### TASK PROMPT
Copy out each line of the material below that holds the string "image".

### THE RECORDS
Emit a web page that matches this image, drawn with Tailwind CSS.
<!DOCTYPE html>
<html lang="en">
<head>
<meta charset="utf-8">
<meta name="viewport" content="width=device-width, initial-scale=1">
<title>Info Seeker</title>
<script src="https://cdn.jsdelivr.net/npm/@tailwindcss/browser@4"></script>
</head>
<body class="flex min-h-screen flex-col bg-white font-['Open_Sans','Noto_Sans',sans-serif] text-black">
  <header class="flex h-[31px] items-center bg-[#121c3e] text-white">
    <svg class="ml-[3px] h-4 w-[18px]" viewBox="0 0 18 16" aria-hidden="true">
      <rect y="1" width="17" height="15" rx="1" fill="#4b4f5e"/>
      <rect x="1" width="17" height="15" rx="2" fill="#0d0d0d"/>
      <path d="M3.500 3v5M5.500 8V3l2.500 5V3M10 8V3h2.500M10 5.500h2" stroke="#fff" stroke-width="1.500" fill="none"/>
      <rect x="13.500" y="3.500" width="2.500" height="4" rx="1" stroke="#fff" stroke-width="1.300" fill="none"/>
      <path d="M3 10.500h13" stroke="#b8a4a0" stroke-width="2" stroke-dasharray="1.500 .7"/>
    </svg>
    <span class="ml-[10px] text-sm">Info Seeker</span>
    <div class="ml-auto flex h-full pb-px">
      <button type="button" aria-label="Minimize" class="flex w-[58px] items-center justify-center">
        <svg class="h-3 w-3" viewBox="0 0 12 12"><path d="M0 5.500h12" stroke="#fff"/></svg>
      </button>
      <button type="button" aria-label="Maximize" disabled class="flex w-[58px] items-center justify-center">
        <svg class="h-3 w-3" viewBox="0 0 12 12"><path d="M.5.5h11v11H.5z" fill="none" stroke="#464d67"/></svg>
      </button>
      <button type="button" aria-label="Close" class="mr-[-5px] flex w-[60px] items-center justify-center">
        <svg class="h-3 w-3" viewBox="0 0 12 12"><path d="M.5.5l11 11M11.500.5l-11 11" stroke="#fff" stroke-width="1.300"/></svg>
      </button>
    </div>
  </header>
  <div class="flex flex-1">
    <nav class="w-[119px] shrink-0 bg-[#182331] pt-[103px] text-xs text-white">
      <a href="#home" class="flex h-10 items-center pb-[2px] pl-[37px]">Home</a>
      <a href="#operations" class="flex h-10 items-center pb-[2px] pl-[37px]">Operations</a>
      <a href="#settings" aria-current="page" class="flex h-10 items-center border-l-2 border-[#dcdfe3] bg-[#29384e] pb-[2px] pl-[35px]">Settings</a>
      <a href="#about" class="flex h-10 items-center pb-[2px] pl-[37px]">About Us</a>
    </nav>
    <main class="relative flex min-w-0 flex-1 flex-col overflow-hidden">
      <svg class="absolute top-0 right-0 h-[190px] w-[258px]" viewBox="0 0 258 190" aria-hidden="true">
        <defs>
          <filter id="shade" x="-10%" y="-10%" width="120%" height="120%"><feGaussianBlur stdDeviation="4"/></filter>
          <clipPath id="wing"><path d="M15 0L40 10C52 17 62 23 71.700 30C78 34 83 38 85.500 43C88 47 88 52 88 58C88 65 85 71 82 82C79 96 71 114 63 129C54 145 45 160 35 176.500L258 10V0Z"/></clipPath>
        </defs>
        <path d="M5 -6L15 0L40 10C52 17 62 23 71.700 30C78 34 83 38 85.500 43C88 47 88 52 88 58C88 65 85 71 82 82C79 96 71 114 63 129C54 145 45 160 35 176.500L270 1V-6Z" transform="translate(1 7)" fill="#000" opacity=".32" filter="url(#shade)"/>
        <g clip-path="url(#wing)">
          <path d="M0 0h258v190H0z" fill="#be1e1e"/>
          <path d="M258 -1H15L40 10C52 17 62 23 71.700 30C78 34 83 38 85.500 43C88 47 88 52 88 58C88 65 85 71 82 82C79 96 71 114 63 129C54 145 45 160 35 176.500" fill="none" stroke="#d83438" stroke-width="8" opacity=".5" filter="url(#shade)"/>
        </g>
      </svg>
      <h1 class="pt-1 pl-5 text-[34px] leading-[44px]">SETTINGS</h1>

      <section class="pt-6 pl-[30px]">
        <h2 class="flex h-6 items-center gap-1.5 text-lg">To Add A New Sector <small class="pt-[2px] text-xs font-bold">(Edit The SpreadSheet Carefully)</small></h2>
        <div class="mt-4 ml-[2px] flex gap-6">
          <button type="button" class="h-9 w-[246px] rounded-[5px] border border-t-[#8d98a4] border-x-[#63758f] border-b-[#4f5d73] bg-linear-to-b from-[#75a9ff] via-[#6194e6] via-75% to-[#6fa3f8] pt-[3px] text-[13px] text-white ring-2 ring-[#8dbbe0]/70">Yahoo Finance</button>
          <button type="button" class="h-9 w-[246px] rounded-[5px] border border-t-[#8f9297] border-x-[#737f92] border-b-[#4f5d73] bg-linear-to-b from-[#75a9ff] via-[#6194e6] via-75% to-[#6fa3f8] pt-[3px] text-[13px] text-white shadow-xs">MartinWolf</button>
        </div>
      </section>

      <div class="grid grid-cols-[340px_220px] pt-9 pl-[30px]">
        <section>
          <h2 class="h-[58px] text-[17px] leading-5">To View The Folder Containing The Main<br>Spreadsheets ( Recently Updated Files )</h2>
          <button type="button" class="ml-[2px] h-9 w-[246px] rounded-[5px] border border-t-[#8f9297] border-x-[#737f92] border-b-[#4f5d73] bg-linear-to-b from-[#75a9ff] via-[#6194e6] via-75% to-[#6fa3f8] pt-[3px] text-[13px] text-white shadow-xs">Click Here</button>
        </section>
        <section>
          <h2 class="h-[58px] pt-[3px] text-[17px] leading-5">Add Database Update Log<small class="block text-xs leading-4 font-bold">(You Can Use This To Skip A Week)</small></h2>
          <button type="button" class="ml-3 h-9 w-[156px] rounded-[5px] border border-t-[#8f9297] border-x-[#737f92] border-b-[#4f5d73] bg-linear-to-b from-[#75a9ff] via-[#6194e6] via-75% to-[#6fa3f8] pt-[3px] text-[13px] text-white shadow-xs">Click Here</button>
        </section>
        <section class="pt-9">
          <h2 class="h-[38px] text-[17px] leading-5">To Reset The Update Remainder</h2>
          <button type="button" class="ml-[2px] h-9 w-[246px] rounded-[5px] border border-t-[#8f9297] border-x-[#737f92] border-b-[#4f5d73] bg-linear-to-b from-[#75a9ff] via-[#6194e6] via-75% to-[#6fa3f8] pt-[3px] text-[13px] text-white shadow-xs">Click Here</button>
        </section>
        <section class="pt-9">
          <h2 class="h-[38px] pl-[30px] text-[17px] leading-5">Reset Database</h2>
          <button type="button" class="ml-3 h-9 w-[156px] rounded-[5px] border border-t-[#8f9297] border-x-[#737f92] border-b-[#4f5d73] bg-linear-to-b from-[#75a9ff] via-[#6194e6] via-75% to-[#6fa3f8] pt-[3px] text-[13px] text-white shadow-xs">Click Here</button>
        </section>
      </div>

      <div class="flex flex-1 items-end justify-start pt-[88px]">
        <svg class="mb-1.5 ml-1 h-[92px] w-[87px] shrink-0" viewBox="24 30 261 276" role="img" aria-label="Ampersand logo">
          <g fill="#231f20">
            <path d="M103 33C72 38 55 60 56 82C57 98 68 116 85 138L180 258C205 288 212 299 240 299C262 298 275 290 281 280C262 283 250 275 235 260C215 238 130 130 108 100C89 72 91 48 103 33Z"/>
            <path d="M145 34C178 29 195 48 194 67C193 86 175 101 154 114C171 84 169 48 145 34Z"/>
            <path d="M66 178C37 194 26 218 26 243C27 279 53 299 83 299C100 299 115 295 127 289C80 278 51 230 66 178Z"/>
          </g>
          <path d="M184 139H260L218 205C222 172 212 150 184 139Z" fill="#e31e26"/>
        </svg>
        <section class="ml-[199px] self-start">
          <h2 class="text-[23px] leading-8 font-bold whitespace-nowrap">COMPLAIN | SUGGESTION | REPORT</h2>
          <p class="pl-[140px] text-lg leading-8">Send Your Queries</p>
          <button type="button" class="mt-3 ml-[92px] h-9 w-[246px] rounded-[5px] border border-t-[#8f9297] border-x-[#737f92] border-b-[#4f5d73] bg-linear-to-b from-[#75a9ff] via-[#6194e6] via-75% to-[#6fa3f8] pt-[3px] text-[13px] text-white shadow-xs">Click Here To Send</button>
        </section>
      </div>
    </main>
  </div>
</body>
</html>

* * *

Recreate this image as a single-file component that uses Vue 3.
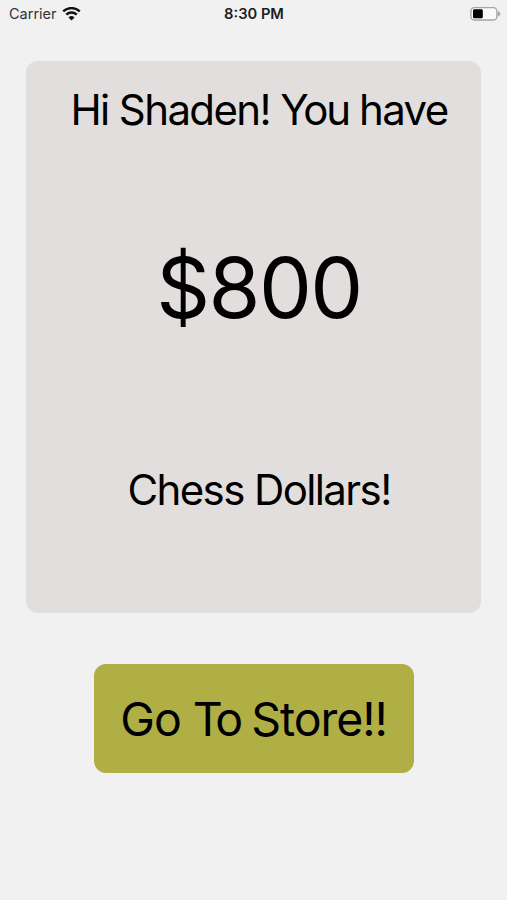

### RIGHT ANSWER
Emit a web page that matches this image, drawn with Tailwind CSS.
Recreate this image as a single-file component that uses Vue 3.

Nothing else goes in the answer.